Desembargador: Em outubro de 1978 fiz a inscrição para o concurso para Juiz Substituto do Tribunal Regional do Trabalho da 7ª Região (Ceará). Já em novembro do mesmo ano me inscrevi para o mestrado em direito na UFCE. Estudava nos intervalos e quando saia do Banco do Ceará, me dedicava ao concurso e ao mestrado. Em junho de 1982 sai o resultado do concurso e sou aprovado em primeiro lugar. Cinco anos depois inicio na docência da UFCE.
G1: O projeto de criação do Tribunal Regional do Trabalho da 22ª Região é de sua autoria.

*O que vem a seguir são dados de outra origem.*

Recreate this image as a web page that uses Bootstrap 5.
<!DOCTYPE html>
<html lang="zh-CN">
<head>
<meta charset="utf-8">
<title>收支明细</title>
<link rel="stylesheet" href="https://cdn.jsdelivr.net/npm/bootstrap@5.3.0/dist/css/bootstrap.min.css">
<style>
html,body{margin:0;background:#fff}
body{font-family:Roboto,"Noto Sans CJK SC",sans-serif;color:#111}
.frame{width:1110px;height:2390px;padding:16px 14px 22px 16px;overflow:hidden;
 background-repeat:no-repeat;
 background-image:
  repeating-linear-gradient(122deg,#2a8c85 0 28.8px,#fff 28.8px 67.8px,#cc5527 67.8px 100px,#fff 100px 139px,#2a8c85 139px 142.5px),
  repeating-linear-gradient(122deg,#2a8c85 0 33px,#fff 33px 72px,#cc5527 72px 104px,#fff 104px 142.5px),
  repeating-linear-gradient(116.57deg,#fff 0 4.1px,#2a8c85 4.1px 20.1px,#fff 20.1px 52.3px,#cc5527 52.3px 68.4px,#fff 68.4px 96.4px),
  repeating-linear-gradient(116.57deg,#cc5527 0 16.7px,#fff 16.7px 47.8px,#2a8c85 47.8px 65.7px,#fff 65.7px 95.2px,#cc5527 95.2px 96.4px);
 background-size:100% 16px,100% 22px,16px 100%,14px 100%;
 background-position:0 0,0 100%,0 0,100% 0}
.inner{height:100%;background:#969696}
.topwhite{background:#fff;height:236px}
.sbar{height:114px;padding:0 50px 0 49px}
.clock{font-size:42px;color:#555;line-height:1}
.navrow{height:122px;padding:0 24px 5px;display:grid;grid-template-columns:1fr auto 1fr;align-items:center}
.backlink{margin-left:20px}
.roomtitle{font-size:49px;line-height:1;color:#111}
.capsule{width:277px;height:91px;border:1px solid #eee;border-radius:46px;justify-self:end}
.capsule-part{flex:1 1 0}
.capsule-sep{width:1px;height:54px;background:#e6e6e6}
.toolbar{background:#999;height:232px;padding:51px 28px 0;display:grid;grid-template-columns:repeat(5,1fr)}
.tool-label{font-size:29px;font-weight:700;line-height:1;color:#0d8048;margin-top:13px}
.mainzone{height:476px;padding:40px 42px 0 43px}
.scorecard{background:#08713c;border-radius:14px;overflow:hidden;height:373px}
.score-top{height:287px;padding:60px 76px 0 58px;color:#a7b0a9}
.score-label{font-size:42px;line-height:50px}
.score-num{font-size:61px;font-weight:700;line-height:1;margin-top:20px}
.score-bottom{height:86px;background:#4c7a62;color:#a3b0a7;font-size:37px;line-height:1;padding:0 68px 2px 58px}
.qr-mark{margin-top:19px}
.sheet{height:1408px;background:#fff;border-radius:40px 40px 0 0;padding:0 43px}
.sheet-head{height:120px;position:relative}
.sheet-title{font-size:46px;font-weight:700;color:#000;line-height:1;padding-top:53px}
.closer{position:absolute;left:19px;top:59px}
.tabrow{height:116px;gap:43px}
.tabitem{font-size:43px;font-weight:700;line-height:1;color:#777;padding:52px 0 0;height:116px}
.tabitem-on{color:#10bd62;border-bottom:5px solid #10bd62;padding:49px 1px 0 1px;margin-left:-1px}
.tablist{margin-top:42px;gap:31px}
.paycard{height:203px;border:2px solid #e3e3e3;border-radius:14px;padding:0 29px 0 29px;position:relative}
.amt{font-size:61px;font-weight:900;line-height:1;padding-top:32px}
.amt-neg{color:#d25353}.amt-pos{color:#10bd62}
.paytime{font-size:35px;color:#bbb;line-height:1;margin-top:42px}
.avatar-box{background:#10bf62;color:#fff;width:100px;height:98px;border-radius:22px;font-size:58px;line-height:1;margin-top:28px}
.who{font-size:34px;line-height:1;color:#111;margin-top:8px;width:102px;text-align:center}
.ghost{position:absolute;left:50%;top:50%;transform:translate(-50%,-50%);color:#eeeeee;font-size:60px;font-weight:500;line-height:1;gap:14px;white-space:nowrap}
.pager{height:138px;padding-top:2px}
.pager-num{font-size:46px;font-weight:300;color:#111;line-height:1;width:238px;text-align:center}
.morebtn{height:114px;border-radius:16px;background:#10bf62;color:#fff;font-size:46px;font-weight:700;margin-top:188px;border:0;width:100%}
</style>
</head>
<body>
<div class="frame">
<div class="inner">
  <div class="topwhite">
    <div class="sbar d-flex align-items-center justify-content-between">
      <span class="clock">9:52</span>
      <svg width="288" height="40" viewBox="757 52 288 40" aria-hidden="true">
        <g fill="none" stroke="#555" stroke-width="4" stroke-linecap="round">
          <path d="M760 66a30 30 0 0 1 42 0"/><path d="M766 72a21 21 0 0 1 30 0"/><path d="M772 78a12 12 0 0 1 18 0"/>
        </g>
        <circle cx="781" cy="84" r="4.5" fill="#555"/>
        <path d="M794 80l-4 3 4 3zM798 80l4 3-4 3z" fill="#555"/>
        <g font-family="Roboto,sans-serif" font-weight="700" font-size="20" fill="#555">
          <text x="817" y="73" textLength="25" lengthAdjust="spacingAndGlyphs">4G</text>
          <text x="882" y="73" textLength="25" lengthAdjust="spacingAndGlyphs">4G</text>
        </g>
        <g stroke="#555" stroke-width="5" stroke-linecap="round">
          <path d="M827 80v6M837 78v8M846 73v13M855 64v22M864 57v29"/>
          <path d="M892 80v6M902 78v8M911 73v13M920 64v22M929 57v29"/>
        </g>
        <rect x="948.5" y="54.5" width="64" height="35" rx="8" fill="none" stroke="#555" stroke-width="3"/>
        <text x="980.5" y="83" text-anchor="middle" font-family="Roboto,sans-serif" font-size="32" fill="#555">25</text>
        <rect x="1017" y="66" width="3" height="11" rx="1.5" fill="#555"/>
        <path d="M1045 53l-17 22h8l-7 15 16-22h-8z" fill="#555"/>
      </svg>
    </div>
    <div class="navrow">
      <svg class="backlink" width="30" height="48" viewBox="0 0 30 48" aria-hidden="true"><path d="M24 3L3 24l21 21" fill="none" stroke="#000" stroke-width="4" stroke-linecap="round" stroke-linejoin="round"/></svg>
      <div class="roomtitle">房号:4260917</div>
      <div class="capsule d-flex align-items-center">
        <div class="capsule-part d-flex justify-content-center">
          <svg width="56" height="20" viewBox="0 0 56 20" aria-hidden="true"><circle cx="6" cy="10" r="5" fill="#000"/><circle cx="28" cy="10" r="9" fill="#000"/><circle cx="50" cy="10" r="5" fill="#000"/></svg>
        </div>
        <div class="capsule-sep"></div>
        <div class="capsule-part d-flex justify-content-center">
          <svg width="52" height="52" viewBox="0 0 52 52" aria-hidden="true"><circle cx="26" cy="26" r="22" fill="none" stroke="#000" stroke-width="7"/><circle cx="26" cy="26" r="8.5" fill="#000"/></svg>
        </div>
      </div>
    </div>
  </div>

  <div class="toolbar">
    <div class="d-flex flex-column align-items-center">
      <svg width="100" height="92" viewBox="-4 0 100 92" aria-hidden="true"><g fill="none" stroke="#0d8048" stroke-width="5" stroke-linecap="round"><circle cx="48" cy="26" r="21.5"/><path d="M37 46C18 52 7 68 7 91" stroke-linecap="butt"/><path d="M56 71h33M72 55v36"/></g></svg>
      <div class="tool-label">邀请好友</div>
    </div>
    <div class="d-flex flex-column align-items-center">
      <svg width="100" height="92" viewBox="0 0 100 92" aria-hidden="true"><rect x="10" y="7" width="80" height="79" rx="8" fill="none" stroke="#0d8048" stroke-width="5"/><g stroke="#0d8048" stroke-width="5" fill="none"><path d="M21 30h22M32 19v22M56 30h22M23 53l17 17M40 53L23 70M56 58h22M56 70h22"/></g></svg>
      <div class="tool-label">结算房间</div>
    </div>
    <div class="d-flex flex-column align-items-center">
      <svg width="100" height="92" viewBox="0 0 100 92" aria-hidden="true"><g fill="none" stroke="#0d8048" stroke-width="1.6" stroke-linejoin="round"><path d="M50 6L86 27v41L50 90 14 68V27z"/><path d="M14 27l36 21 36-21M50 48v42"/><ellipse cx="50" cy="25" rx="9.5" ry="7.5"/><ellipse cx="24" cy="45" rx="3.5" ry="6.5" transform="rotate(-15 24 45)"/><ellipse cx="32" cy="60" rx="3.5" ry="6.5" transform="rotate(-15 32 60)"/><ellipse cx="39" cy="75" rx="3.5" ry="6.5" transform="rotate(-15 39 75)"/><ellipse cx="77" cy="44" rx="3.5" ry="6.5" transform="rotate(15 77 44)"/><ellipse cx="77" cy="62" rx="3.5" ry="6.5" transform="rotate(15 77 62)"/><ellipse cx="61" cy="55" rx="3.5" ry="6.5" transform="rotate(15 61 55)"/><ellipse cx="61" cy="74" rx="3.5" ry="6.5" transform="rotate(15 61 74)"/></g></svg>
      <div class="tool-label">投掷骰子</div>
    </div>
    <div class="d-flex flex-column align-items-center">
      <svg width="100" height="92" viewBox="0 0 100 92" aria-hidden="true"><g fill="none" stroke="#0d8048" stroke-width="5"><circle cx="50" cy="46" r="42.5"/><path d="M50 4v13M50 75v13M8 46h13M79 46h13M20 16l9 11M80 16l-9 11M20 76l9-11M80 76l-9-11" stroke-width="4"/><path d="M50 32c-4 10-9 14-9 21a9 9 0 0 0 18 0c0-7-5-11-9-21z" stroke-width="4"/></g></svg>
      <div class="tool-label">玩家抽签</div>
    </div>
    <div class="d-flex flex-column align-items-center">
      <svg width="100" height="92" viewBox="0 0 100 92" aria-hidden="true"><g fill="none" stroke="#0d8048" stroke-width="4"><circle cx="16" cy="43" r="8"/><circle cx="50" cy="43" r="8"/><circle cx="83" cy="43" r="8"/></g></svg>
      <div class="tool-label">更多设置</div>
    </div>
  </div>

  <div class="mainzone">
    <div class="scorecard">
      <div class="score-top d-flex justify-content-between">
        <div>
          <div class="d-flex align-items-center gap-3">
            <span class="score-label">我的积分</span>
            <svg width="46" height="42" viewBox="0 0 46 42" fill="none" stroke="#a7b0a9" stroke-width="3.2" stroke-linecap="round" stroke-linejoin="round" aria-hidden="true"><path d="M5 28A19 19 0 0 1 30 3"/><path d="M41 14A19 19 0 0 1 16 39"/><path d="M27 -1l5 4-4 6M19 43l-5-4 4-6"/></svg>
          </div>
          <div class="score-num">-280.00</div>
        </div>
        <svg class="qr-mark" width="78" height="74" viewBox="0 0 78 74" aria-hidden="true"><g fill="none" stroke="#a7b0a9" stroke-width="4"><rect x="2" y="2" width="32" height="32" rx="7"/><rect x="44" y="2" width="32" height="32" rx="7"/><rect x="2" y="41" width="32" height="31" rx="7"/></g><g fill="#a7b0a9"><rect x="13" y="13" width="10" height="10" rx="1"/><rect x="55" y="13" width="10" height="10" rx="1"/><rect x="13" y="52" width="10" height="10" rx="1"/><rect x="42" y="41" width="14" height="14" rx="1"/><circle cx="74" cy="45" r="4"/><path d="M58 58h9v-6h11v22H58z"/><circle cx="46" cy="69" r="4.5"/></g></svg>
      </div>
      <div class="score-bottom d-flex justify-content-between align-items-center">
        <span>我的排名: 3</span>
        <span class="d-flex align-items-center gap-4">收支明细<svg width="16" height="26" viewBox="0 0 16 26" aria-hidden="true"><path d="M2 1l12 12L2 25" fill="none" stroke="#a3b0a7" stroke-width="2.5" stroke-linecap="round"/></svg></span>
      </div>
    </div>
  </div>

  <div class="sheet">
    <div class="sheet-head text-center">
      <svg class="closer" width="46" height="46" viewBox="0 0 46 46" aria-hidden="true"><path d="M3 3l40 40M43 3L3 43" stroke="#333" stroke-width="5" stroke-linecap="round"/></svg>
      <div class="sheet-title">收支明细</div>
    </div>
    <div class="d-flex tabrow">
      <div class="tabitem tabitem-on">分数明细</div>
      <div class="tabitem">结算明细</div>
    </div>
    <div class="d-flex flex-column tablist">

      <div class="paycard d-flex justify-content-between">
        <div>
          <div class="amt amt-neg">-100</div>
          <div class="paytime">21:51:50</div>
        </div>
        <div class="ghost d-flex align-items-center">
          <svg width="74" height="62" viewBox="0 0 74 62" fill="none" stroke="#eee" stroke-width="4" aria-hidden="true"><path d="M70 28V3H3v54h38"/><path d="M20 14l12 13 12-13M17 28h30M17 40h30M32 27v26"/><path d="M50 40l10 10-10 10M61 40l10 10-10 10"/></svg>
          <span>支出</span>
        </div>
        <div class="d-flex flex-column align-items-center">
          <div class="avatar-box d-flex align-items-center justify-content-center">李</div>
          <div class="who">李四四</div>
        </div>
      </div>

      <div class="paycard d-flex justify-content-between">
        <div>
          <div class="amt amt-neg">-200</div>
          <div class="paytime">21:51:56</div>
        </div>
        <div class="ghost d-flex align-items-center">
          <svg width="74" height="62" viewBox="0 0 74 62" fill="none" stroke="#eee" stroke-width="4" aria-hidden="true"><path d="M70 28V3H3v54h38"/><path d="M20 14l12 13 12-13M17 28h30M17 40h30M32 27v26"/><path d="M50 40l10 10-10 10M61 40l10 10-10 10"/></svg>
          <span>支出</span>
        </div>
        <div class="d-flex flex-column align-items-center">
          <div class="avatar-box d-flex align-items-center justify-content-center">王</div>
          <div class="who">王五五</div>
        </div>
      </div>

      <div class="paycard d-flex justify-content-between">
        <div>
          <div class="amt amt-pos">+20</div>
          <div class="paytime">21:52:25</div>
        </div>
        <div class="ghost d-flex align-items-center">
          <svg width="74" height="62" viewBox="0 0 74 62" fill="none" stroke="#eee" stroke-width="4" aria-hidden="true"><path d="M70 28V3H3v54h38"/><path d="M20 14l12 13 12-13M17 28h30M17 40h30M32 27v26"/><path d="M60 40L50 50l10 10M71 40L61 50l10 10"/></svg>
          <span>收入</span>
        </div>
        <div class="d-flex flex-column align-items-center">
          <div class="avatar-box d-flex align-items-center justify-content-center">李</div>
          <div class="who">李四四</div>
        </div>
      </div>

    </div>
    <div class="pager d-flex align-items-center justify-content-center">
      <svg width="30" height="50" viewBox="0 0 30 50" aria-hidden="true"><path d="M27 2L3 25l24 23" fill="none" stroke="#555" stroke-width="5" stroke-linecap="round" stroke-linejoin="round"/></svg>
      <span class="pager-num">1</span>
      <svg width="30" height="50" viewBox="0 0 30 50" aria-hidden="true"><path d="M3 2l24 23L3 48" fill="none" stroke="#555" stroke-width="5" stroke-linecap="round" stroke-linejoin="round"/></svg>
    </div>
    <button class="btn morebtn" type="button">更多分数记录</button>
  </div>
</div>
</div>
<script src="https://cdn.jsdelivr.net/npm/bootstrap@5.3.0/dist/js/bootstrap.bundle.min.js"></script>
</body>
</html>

Como surgiu a ideia?
Desembargador: Eu vim ao Piauí para substituir algum colega do TRT que saísse de férias. Naquela época, todo caso de Direito Trabalhista no Piauí ficava sob a responsabilidade de duas varas apenas, as quais estavam subordinadas ao TRT do Ceará, primeiramente, e ao TRT do Maranhão, em um segundo momento. As condições de trabalho na época eram precárias. Alguns colegas pediam que eu me transferisse para cá a fim de coordenar trabalhos de elaboração de um projeto de criação de um Tribunal Regional do Trabalho. Aceitei o desafio e em 1989 fiz o requerimento com pedido de transferência. Elaborei o projeto que foi enviado pela OAB ao Tribunal Superior do Trabalho (TST). A votação foi apertada, mas culminou na aprovação do projeto de lei. Este foi enviado pelo TST ao Congresso nacional pelo qual passou sem maiores problemas, em 1991. Logo em 1992 deu-se a instalação do Tribunal Regional do Trabalho da 22ª região.
G1: Quando veio para o Piauí você conseguiu sua transferência para a Universidade Federal. Fez mestrado e depois doutorado na Universidade Federal de Minas Gerais. Foi nesta época que escreveu seu primeiro livro?
Desembargador: Não. Meu primeiro livro foi baseado em minha tese de mestrado. Ainda em 1992 publiquei “ Interpretação e Aplicação do Direito do Trabalho”. Em 1997 fiz dourado em Direito constitucional e destes estudos publiquei o “O Resgate dos Valores na Interpretação Constitucional” em 2001 pela editora Abc Fortaleza. Em 2003 publiquei “Manual Sintético de Direito do Trabalho” e “Manual Sintético de Processo e Execução do Trabalho”. O “Elementos de Direito do Trabalho e Processo Trabalhista” é uma simplificação da doutrina para uma melhor assimilação do conteúdo de direito do trabalho e processo trabalhista para concurso de juiz do trabalho.
G1- Acordãos do TRT da 22ª região são citados em decisões do STF. O que isso representa para o senhor?
Desembargador: O jurisdicionário piauiense pode ser visto como referência em todo o país. Em apenas 20 anos de existência, os acórdãos do TRT da 22ª região são citados com freqüência pelas sentenças prolatas por todo o país, inclusive pelo próprio Supremo Tribunal Federal.
G1- Mesmo tendo ajudado na criação do TRT da 22ª região o senhor só chegou à presidência somente após seis anos. Qual era o critério de escolha para o cargo?
Desembargador: Os presidentes são escolhidos por idade e na época da criação eu era o mais novo do Tribunal por isso só assumi a presidência em 1998 e retornei agora em 2013 para mais uma gestão.
G1- O que mudou na justiça do trabalho no Piauí após a chegada do TRT?
Desembargador: Nós tivemos muitas conquistas durante estes 20 anos. Alguns trabalhadores tiveram os direito adquiridos e conseguimos tirar muitas crianças das ruas e dos lixões. Quando cheguei ao estado via muitos garotos trabalhando em semáforos e nos lixões, hoje a realidade deles é outra.